Just how different a theatrical culture can be was brought home to me when I spent a few days in Berlin recently, meeting, among others, two of the young playwrights whose work will be performed in the Goethe Institute- sponsored series of rehearsed readings that are part of the Court season. Simone Schneider's Malaria presents a future-shock vision of Berlin, where the noise from the ubiquitous building sites that have shot up since Unification is driving the rats into panicked overbreeding. Focusing on a couple of porn-loving ne'er-do-wells who have a corpse in the freezer, Oliver Bukowski's Bis Denver (rendered by David Spencer as Jamaica) is an extraordinarily pungent splurge of language, half East German demotic, half invented, that makes James Kelman sound like Jane Austen.
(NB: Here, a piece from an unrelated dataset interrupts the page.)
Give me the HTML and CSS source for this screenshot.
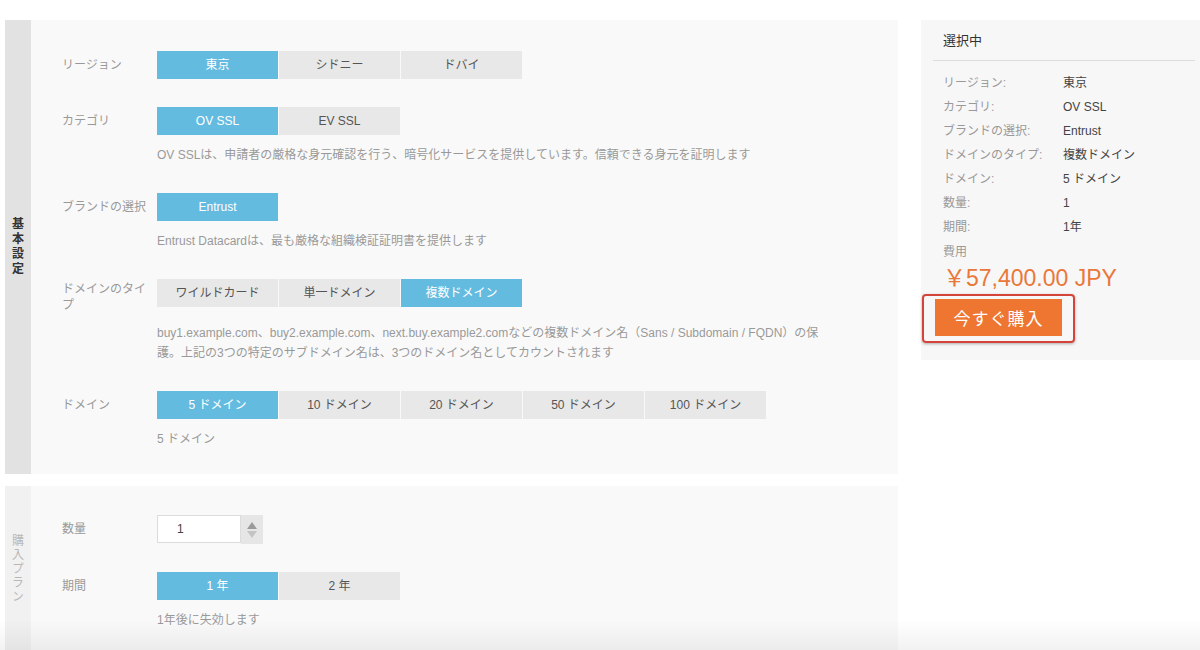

Even a bilingual speaker might quail, pondering how you would translate a typical line like "Wer a shite-heap a shaped up shit wat sum pisshead blew life inter" back into the original.
One telling feature of our three-cornered meeting was that the two German playwrights clearly weren't acquainted nearly as well as two equivalent English dramatists would be: they spent a fair bit of time arguing with each other about the best strategy for improving a theatrical landscape where a dramatist is expected to hand over a play to the ego of the director and then effectively vanish; where there's no meeting place for playwrights; where (despite the fact that there's no separation in Germany between publisher and agent) there isn't a culture of reading plays in book form and thus extending their influence; and where audiences, reared on the latest interpretation of the classics, will tend to ask of a new play not "What is it about?" but "How was it done?"
For various reasons too complicated to go into here, Schneider and her Theater Neuen Typs group argue for secession, Bukowski for pragmatic collaboration. They will be able to continue that dialogue in December when, in what is a tribute to the current season and the philosophy behind it, they will meet again at the Royal Court.